We should be content to be out of step, retrograde, ‘on the losing side of history’, or whatever… and be right, then to be heedless of right and wrong and constantly running to conform to the mores of our day. That is what it means to be strong and brave and ultimately to succeed in the task we have set for ourselves in life.


  1. Ah, there it is 'same sex marriage' mentioned and a temptation to fall into line be with the flow rather than thinking for one's self and standing up for what is right. It appears most Catholic cannot define marriage from a faith prospective so they enter the discussion with one arm tied behind their back. This has led to "stinking Catholic thinking" on this issue at a growing disservice to our faith and will soon lead to an assault on our teaching and we shall see about strength and bravery or acquiescence. Is it the media, really, or a lack of understanding to begin with which undermines right choices and the ability to recognize wrong headed reporting for what it is. Jesus is the light of the world. Don't drive our the darkness just turn on the light.

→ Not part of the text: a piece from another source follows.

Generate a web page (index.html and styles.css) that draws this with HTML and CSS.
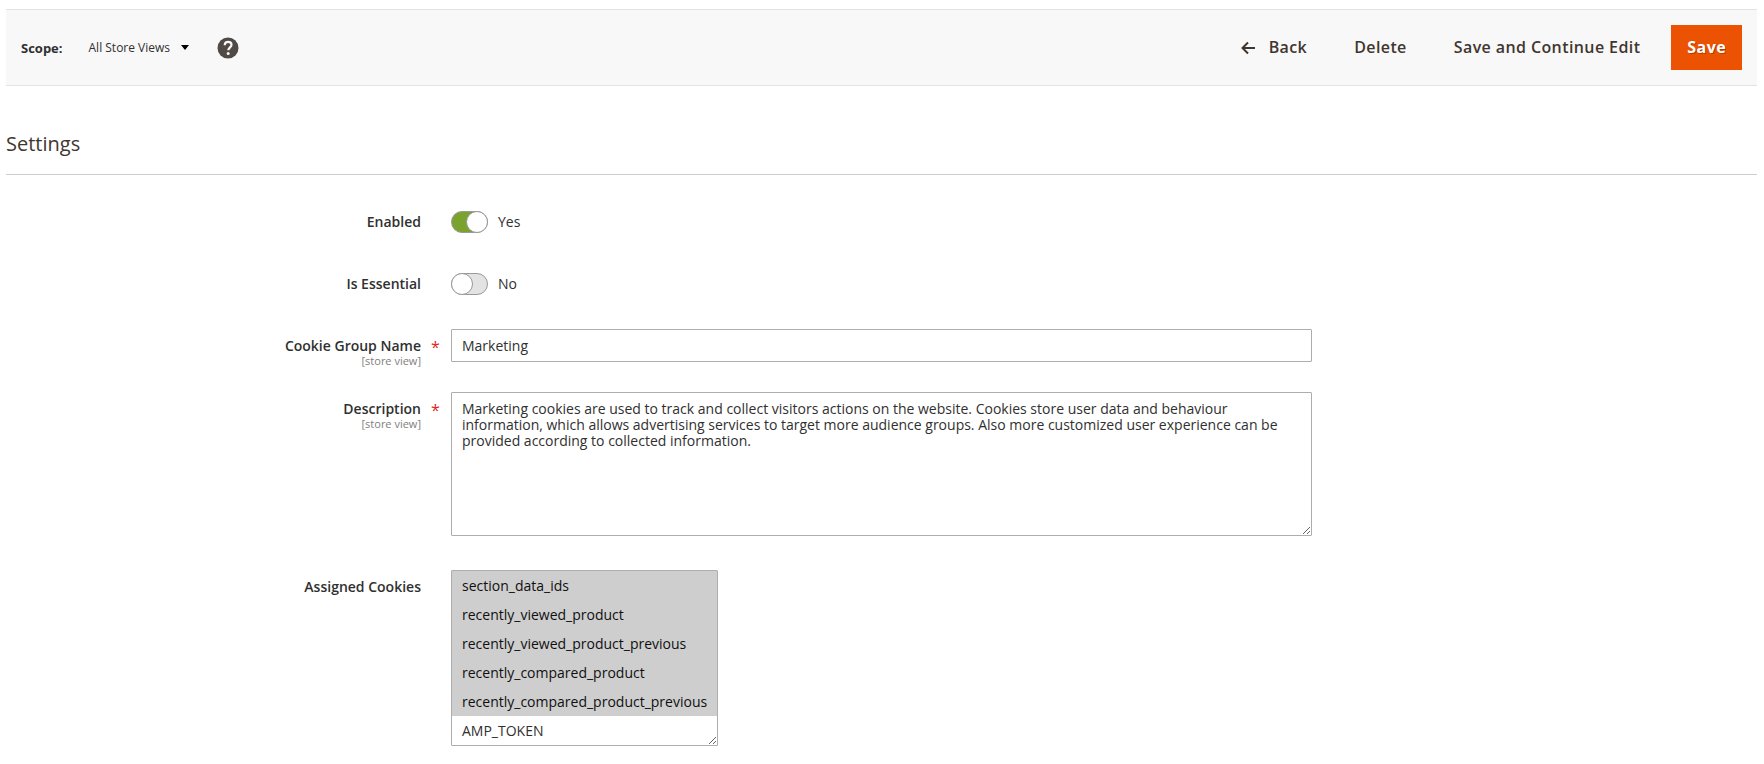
FILE: index.html
```
<!DOCTYPE html>
<html lang="en">
<head>
<meta charset="utf-8">
<title>Cookie Group</title>
<link rel="stylesheet" href="styles.css">
</head>
<body>
<form class="page">
  <header class="toolbar">
    <div class="scope">
      <span class="scope-label">Scope:</span>
      <button type="button" class="scope-switch">All Store Views
        <svg class="caret" viewBox="0 0 8 5" aria-hidden="true"><path d="M0 0h8L4 5z"/></svg>
      </button>
      <button type="button" class="help" aria-label="Help">
        <svg viewBox="0 0 22 22" aria-hidden="true">
          <circle cx="11" cy="11" r="10.5" fill="#514943"/>
          <path d="M7.7 8.2C7.8 6 9.2 4.8 11.1 4.8c2 0 3.4 1.2 3.4 3 0 2.4-3.2 2.7-3.2 5.5" fill="none" stroke="#f8f8f8" stroke-width="2.2"/>
          <circle cx="11.2" cy="16.4" r="1.5" fill="#f8f8f8"/>
        </svg>
      </button>
    </div>
    <div class="actions">
      <button type="button" class="action">
        <svg class="arrow" viewBox="0 0 14 14" aria-hidden="true"><path d="M14 7H1.5M7 1.5L1.5 7L7 12.5" fill="none" stroke="#41362f" stroke-width="2"/></svg>
        Back</button>
      <button type="button" class="action">Delete</button>
      <button type="button" class="action">Save and Continue Edit</button>
      <button type="submit" class="action primary">Save</button>
    </div>
  </header>
  <main>
    <h1 class="section-title">Settings</h1>
    <div class="fields">
      <div class="field">
        <label class="label" for="enabled">Enabled</label>
        <div class="control toggle-row">
          <input type="checkbox" role="switch" class="toggle" id="enabled" checked>
          <label for="enabled">Yes</label>
        </div>
      </div>
      <div class="field">
        <label class="label" for="essential">Is Essential</label>
        <div class="control toggle-row">
          <input type="checkbox" role="switch" class="toggle" id="essential">
          <label for="essential">No</label>
        </div>
      </div>
      <div class="field">
        <label class="label" for="name">Cookie Group Name<small>[store view]</small></label>
        <span class="required">*</span>
        <input class="control text" id="name" type="text" value="Marketing">
      </div>
      <div class="field">
        <label class="label" for="description">Description<small>[store view]</small></label>
        <span class="required">*</span>
        <textarea class="control text area" id="description" rows="8">Marketing cookies are used to track and collect visitors actions on the website. Cookies store user data and behaviour information, which allows advertising services to target more audience groups. Also more customized user experience can be provided according to collected information.</textarea>
      </div>
      <div class="field list-field">
        <label class="label" for="cookies">Assigned Cookies</label>
        <select class="control list" id="cookies" multiple size="6">
          <option selected>section_data_ids</option>
          <option selected>recently_viewed_product</option>
          <option selected>recently_viewed_product_previous</option>
          <option selected>recently_compared_product</option>
          <option selected>recently_compared_product_previous</option>
          <option>AMP_TOKEN</option>
        </select>
      </div>
    </div>
  </main>
</form>
</body>
</html>
```
FILE: styles.css
```
*, *::before {
  box-sizing: border-box;
}

body {
  margin: 0;
  background: #fff;
  color: #303030;
  font: 14px/16px "Open Sans", "Noto Sans", sans-serif;
}

button, input, textarea, select {
  margin: 0;
  color: inherit;
  font: inherit;
}

button {
  border: 0;
  padding: 0;
  background: none;
  cursor: pointer;
}

.page {
  padding: 9px 7px 18px 6px;
}

.toolbar {
  display: flex;
  align-items: center;
  justify-content: space-between;
  padding: 15px;
  border-top: 1px solid #e3e3e3;
  border-bottom: 1px solid #e3e3e3;
  background: #f8f8f8;
}

.scope {
  display: flex;
  align-items: center;
  font-size: 12px;
}

.scope-label {
  font-size: 13px;
  font-weight: 700;
}

.scope-switch {
  display: flex;
  align-items: center;
  gap: 11px;
  margin: 0 28px 0 26px;
}

.caret {
  width: 8px;
  height: 5px;
  fill: #000;
}

.help svg {
  display: block;
  width: 22px;
  height: 22px;
}

.actions {
  display: flex;
  align-items: center;
  gap: 15px;
}

.action {
  display: flex;
  align-items: center;
  gap: 14px;
  padding: 11px 16px;
  color: #41362f;
  font-size: 16px;
  font-weight: 600;
  line-height: 23px;
  letter-spacing: 0.025em;
}

.arrow {
  width: 14px;
  height: 14px;
}

.primary {
  background: #eb5202;
  color: #fff;
  font-weight: 700;
  text-shadow: 1px 1px 0 rgba(0, 0, 0, 0.25);
}

.section-title {
  margin: 42px 0 0;
  padding: 3px 0 17px;
  border-bottom: 1px solid #ccc;
  color: #41362f;
  font-size: 20px;
  font-weight: 400;
  line-height: 26px;
}

.fields {
  display: grid;
  gap: 29px;
  padding-top: 30px;
}

.field {
  display: grid;
  grid-template-columns: 23.7% 30px 49.2%;
  align-items: start;
}

.label {
  grid-column: 1;
  margin-bottom: -5px;
  padding-top: 9px;
  font-weight: 600;
  text-align: right;
}

.label small {
  display: block;
  color: #808080;
  font-size: 11px;
  font-weight: 400;
  line-height: 14px;
}

.required {
  grid-column: 2;
  padding: 10px 0 0 10px;
  color: #e22626;
  font-size: 16px;
}

.control {
  grid-column: 3;
}

.toggle-row {
  display: flex;
  align-items: center;
  gap: 10px;
  height: 33px;
}

.toggle {
  display: flex;
  width: 37px;
  height: 22px;
  border: 1px solid #999;
  border-radius: 11px;
  background: #e3e3e3;
  appearance: none;
}

.toggle::before {
  width: 22px;
  height: 22px;
  margin: -1px;
  border: 1px solid #999;
  border-radius: 50%;
  background: #fff;
  content: "";
}

.toggle:checked {
  justify-content: flex-end;
  background: #79a22e;
}

.text {
  width: 100%;
  height: 33px;
  padding: 8px 10px;
  border: 1px solid #adadad;
  border-radius: 1px;
  background: #fff;
  line-height: 16px;
}

.area {
  display: block;
  height: 144px;
  resize: both;
}

.list-field {
  margin-top: 5px;
}

.list {
  justify-self: start;
  padding: 0;
  overflow: auto;
  border: 1px solid #adadad;
  border-radius: 1px;
  resize: both;
}

.list option {
  min-height: 29px;
  padding: 5px 10px;
  line-height: 19px;
}

.list option:checked {
  background: #cecece linear-gradient(#cecece, #cecece);
}
```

    1. Yes, indeed. We do need to try to have a conversation, not so much about 'same-sex marriage' as about marriage, period, but that is no easy thing to do in our current climate. But try we must.
      I agree that it's easy to blame the media for it - really, they are just the symptom, not the disease. What the disease is... well, not so sure, but Jesus the light is the cure, that I know!
      Peace to you.

  2. In August I was invited to present a program in an 800 family parish about the Christian definition of marriage and how people of various orientations, currently secular activists are using same sex-marriage to redefine the definition of Christian marriage in institutions and judicial venues. I did not address homosexuality as such though it came up ("we want respect and equality in marriage"). There were three priests in attendance one was my back up on Church teaching. It went well, the best part was the comments of married individuals and what marriage meant to them. Powerful. I am meeting with the pastor of my home parish this week about a similar program in this parish. Turning on the light I hope. Enjoying your writings. Thanks.